The next morning, after the other couple had gone home, we awoke feeling as if we'd had sex for the first time—again. What we had done required an enormous amount of mutual respect and trust. It was the kind of trust fall that is required the first time you sleep with someone—the two of you have crossed the vast unknown together and now share an experience that is yours alone.
Except this time, I felt even closer to him than I had before. I felt bonded to him to a profound degree. I had never shared anything like this with anyone before. And the newfound strength made challenges and the future seem easily surmountable. We knew we had each other's backs.
I didn't see it before, but afterward I could see there had been a communication wall between us. There was a silent boundary when it came to discussing matters like this, and suddenly it was no longer there. Our conversations flowed easier and we were more candid about our thoughts and expectations. The fear of hurting the other wasn't as strong because our very ability to be hurt was lessened by our fortified trust. And without fear, a realm of conversation opened up. We'd taken our partnership to the next level.

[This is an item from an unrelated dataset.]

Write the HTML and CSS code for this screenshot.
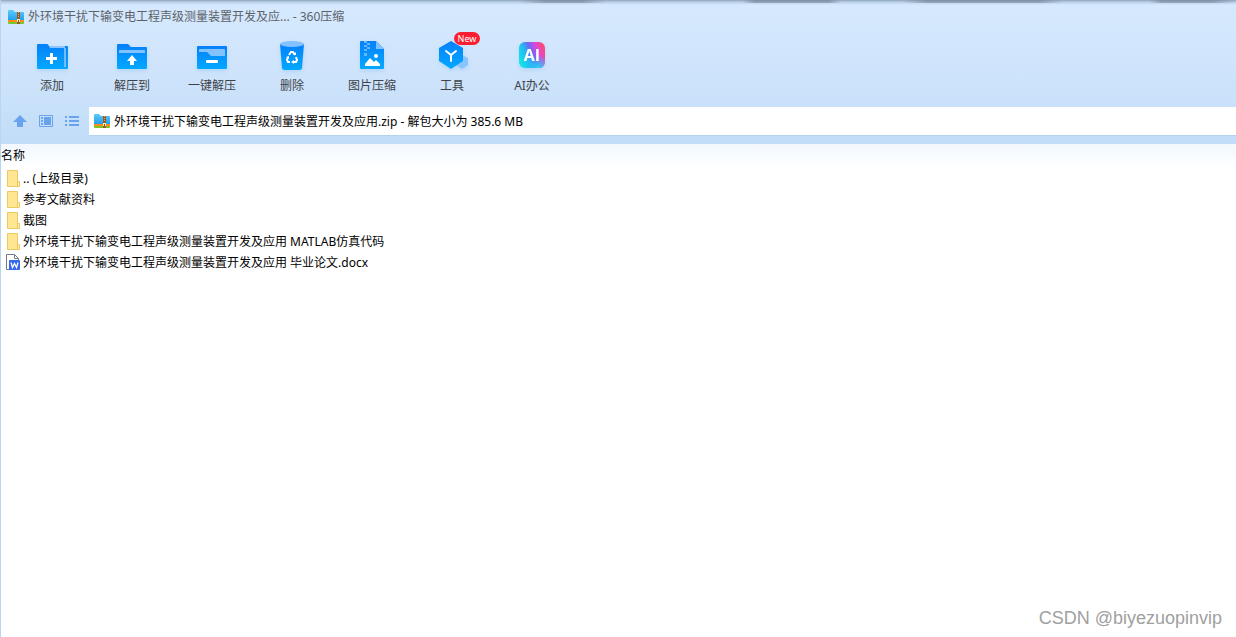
FILE: index.html
```html
<!DOCTYPE html>
<html lang="zh-CN">
<head>
<meta charset="utf-8">
<title>360压缩</title>
<link rel="stylesheet" href="styles.css">
</head>
<body>
<svg class="defs" aria-hidden="true">
  <defs>
    <linearGradient id="blue" x1="0" y1="0" x2="0" y2="1"><stop offset="0" stop-color="#0580fa"/><stop offset="1" stop-color="#02a9ff"/></linearGradient>
    <linearGradient id="sky" x1="0" y1="0" x2="0" y2="1"><stop offset="0" stop-color="#5dcbfb"/><stop offset="1" stop-color="#1e9cec"/></linearGradient>
    <linearGradient id="ai" x1="0" y1="0.7" x2="1" y2="0.3"><stop offset="0" stop-color="#12e5e6"/><stop offset="0.3" stop-color="#20bdf2"/><stop offset="0.52" stop-color="#6a6af5"/><stop offset="0.75" stop-color="#df45dc"/><stop offset="1" stop-color="#fb4b72"/></linearGradient>
    <radialGradient id="glow" cx="0.75" cy="1" r="0.5"><stop offset="0" stop-color="#22d8f6"/><stop offset="1" stop-color="#22c8f6" stop-opacity="0"/></radialGradient>
    <symbol id="zip" viewBox="0 0 16 14">
      <path d="M0 1q0-1 1-1h4l2 2h8q1 0 1 1v8H0z" fill="url(#sky)"/>
      <path d="M0 10h16v2H0z" fill="#ff8b18"/><path d="M0 12h16v1q0 1-1 1H1q-1 0-1-1z" fill="#79c52b"/>
      <path d="M9 2h3v12H9z" fill="#9a5a20"/>
      <path d="M10 2h1v1h-1zM10 4h1v1h-1zM10 6h1v1h-1z" fill="#e9a24c"/>
      <path d="M9 9h3v3H9z" fill="#fff0bd"/><path d="M10 10h1v2h-1z" fill="#8d4b16"/>
    </symbol>
    <symbol id="folder" viewBox="0 0 14 17">
      <path d="M1.500.5h10v11h1v5h-11z" fill="#ffe693" stroke="#ecca62"/>
      <path d="M11.500 11.500h2v5h-2z" fill="#fff0b4" stroke="#ecca62"/>
    </symbol>
  </defs>
</svg>
<div class="window">
  <header class="chrome">
    <div class="titlebar">
      <svg class="zip"><use href="#zip"/></svg>
      <h1 class="title">外环境干扰下输变电工程声级测量装置开发及应... - 360压缩</h1>
    </div>
    <nav class="toolbar">
      <button class="tool">
        <svg class="tool-icon" viewBox="0 0 32 32"><path d="M1 5q0-1 1-1h9q1 0 2 2h18q1 0 1 1v21q0 1-1 1H2q-1 0-1-1z" fill="url(#blue)"/><path d="M13 6h15q1 0 1 1v1H14z" fill="#8fc5ff"/><path d="M28 8h2v19h-2z" fill="#75bcff"/><path d="M14 13h3v4h4v3h-4v4h-3v-4h-4v-3h4z" fill="#fff"/></svg>
        <span>添加</span>
      </button>
      <button class="tool">
        <svg class="tool-icon" viewBox="0 0 32 32"><path d="M1 5q0-1 1-1h10l3 3h15q1 0 1 1v20q0 1-1 1H2q-1 0-1-1z" fill="url(#blue)"/><path d="M3 11q0-1 1-1h24q1 0 1 1v2H3z" fill="#83c2ff"/><path d="M16 15l5 6h-3v4h-4v-4h-3z" fill="#fff"/></svg>
        <span>解压到</span>
      </button>
      <button class="tool">
        <svg class="tool-icon" viewBox="0 0 32 32"><rect x="1" y="6" width="30" height="23" rx="1" fill="url(#blue)"/><path d="M3 10q0-1 1-1h24q1 0 1 1v6H15l-4-4H3z" fill="#83c2ff"/><rect x="10" y="20" width="12" height="3" rx="1" fill="#fff"/></svg>
        <span>一键解压</span>
      </button>
      <button class="tool">
        <svg class="tool-icon" viewBox="0 0 32 32"><path d="M4 4h24l-2 24q0 2-4 2H10q-4 0-4-2z" fill="url(#blue)"/><ellipse cx="16" cy="4" rx="12" ry="3" fill="#83c2ff"/><g fill="none" stroke="#fff" stroke-width="2"><path d="M13 15l2-3h2l2 3M20 17l1 3-1 2h-3M14 22h-2l-1-2 1-3"/></g><path d="M17 15h3v-3zM18 20v4l-3-2zM10 17l3-1v3z" fill="#fff"/></svg>
        <span>删除</span>
      </button>
      <button class="tool">
        <svg class="tool-icon" viewBox="0 0 32 32"><path d="M4 2q0-1 1-1h15l8 8v19q0 1-1 1H5q-1 0-1-1z" fill="url(#blue)"/><path d="M20 1l8 8h-8z" fill="#83c2ff"/><path d="M8 1h3v2h3v2h-3v2h3v2h-3v2H8V9h3V7H8V5h3V3H8zM8 13h3v3H8z" fill="#65b7ff"/><circle cx="20" cy="16" r="2" fill="#fff"/><path d="M9 26v-2l5-6 4 4 2-2 4 4v2z" fill="#fff"/></svg>
        <span>图片压缩</span>
      </button>
      <button class="tool">
        <svg class="tool-icon" viewBox="0 0 32 32"><path d="M26 15l6 3v7l-6 4-6-4v-7z" fill="#89c5fc"/><path d="M15 1l12 7v13l-12 8-12-8V8z" fill="url(#blue)"/><path d="M10 11l5 4 5-4M15 15v6" fill="none" stroke="#fff" stroke-width="2" stroke-linecap="round"/></svg>
        <span>工具</span>
        <b class="badge">New</b>
      </button>
      <button class="tool">
        <svg class="tool-icon" viewBox="0 0 32 32"><rect x="3" y="2" width="26" height="26" rx="6" fill="url(#ai)"/><rect x="3" y="2" width="26" height="26" rx="6" fill="url(#glow)"/><text class="ai-text" x="16" y="21" text-anchor="middle">AI</text></svg>
        <span>AI办公</span>
      </button>
    </nav>
    <div class="pathbar">
      <div class="path-tools">
        <button class="mini" aria-label="上级目录"><svg viewBox="0 0 16 14"><path d="M8 1l7 7h-4v5H5V8H1z" fill="#69a3ed"/></svg></button>
        <button class="mini" aria-label="预览"><svg viewBox="0 0 16 14"><path d="M1.500 1.500h13v11h-13z" fill="none" stroke="#69a3ed"/><path d="M6 3h7v8H6zM3 3h2v2H3zM3 6h2v2H3zM3 9h2v2H3z" fill="#69a3ed"/></svg></button>
        <button class="mini" aria-label="列表"><svg viewBox="0 0 16 14"><path d="M1 2h2v2H1zM5 2h10v2H5zM1 6h2v2H1zM5 6h10v2H5zM1 10h2v2H1zM5 10h10v2H5z" fill="#69a3ed"/></svg></button>
      </div>
      <label class="address">
        <svg class="zip"><use href="#zip"/></svg>
        <input type="text" aria-label="路径" value="外环境干扰下输变电工程声级测量装置开发及应用.zip - 解包大小为 385.6 MB">
      </label>
    </div>
  </header>
  <main class="files">
    <table class="list">
      <thead><tr><th>名称</th></tr></thead>
      <tbody>
        <tr><td><div class="entry"><svg class="file-icon"><use href="#folder"/></svg>.. (上级目录)</div></td></tr>
        <tr><td><div class="entry"><svg class="file-icon"><use href="#folder"/></svg>参考文献资料</div></td></tr>
        <tr><td><div class="entry"><svg class="file-icon"><use href="#folder"/></svg>截图</div></td></tr>
        <tr><td><div class="entry"><svg class="file-icon"><use href="#folder"/></svg>外环境干扰下输变电工程声级测量装置开发及应用 MATLAB仿真代码</div></td></tr>
        <tr><td><div class="entry"><svg class="file-icon" viewBox="0 0 14 17"><path d="M.5.500h8l4 4v11H.5z" fill="#fff" stroke="#747b88"/><path d="M8.500.500v4h4" fill="none" stroke="#747b88"/><rect x="3" y="6" width="11" height="10" rx="1" fill="#3568f0"/><path d="M5 8.500l1.500 5 2-4 2 4 1.500-5" fill="none" stroke="#fff" stroke-width="1.300"/></svg>外环境干扰下输变电工程声级测量装置开发及应用 毕业论文.docx</div></td></tr>
      </tbody>
    </table>
    <p class="watermark">CSDN @biyezuopinvip</p>
  </main>
</div>
</body>
</html>
```
FILE: styles.css
```css
* { box-sizing: border-box; }
body {
  margin: 0;
  font: 12px/16px "Noto Sans", "Noto Sans CJK SC", sans-serif;
  color: #000;
  background: #fff;
}
button { padding: 0; border: 0; background: none; font: inherit; color: inherit; }
.defs { position: absolute; width: 0; height: 0; }
.window {
  min-height: 100vh;
  display: flex;
  flex-direction: column;
  border-left: 1px solid #b9d5f5;
}
.chrome {
  padding-bottom: 8px;
  background:
    linear-gradient(90deg, transparent 42%, #65768a80 44% 47%, transparent 49% 60%, #65768a80 61% 67%, transparent 68% 73%, #65768a80 75% 84%, transparent 86% 93%, #65768a80 94% 98%, transparent) top / 100% 3px no-repeat,
    linear-gradient(#8fa5bc, #b9cee4 2px, transparent 5px),
    linear-gradient(#d6e9fe, #d0e5fc 60px, #c2ddf8);
}
.titlebar {
  height: 32px;
  padding: 1px 0 0 7px;
  display: flex;
  align-items: center;
  gap: 4px;
}
.zip { width: 16px; height: 14px; flex: none; }
.title { margin: 0; font: inherit; color: #5d6269; }
.toolbar { display: flex; padding-left: 11px; height: 75px; }
.tool {
  position: relative;
  width: 80px;
  display: flex;
  flex-direction: column;
  align-items: center;
  padding-top: 8px;
  gap: 6px;
  color: #3f4347;
}
.tool-icon { width: 32px; height: 32px; filter: drop-shadow(0 2px 2px #4499ee33); }
.ai-text { font: bold 16px "Open Sans", sans-serif; fill: #fff; }
.badge {
  position: absolute;
  top: 0;
  left: 42px;
  width: 26px;
  border-radius: 7px;
  background: #fa1f30;
  color: #fff;
  font: 9px/13px "Noto Sans", sans-serif;
}
.pathbar { display: flex; height: 29px; }
.path-tools { display: flex; align-items: center; gap: 10px; padding: 0 9px 1px 11px; }
.mini { width: 16px; height: 14px; }
.mini svg { display: block; width: 16px; height: 14px; }
.address {
  flex: 1;
  display: flex;
  align-items: center;
  gap: 4px;
  padding-left: 5px;
  background: #fff;
  border-bottom: 1px solid #b4d3f3;
}
.address input {
  flex: 1;
  min-width: 0;
  padding: 2px 0 0;
  border: 0;
  outline: 0;
  background: none;
  font: inherit;
  color: inherit;
}
.files { flex: 1; display: flex; flex-direction: column; }
.list { width: 100%; border-collapse: collapse; }
.list th {
  height: 24px;
  padding: 0;
  text-align: left;
  font-weight: normal;
  background: linear-gradient(#f2f8fe, #fff);
}
.list td { padding: 0; }
.entry { display: flex; align-items: center; gap: 3px; height: 21px; padding-left: 5px; }
.file-icon { width: 14px; height: 17px; flex: none; }
.watermark {
  margin: auto 14px 8px auto;
  font: 18px/22px "Liberation Sans", sans-serif;
  color: #a0a0a0;
}
```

It made me wonder what other barriers existed between us that I hadn't noticed. Boundaries are healthy and necessary. But expanding them—far enough to stretch ourselves, but not break—was the best thing we ever did.
My boyfriend and I aren't wild swingers now. Our imaginations are moving slowly, allowing ideas to take shape on their own time. We will have sex with others again, but we also don't want to forge recklessly into new experiences. The pace of our relationship is the same as it always was, but now we regard the world with brighter eyes and open arms.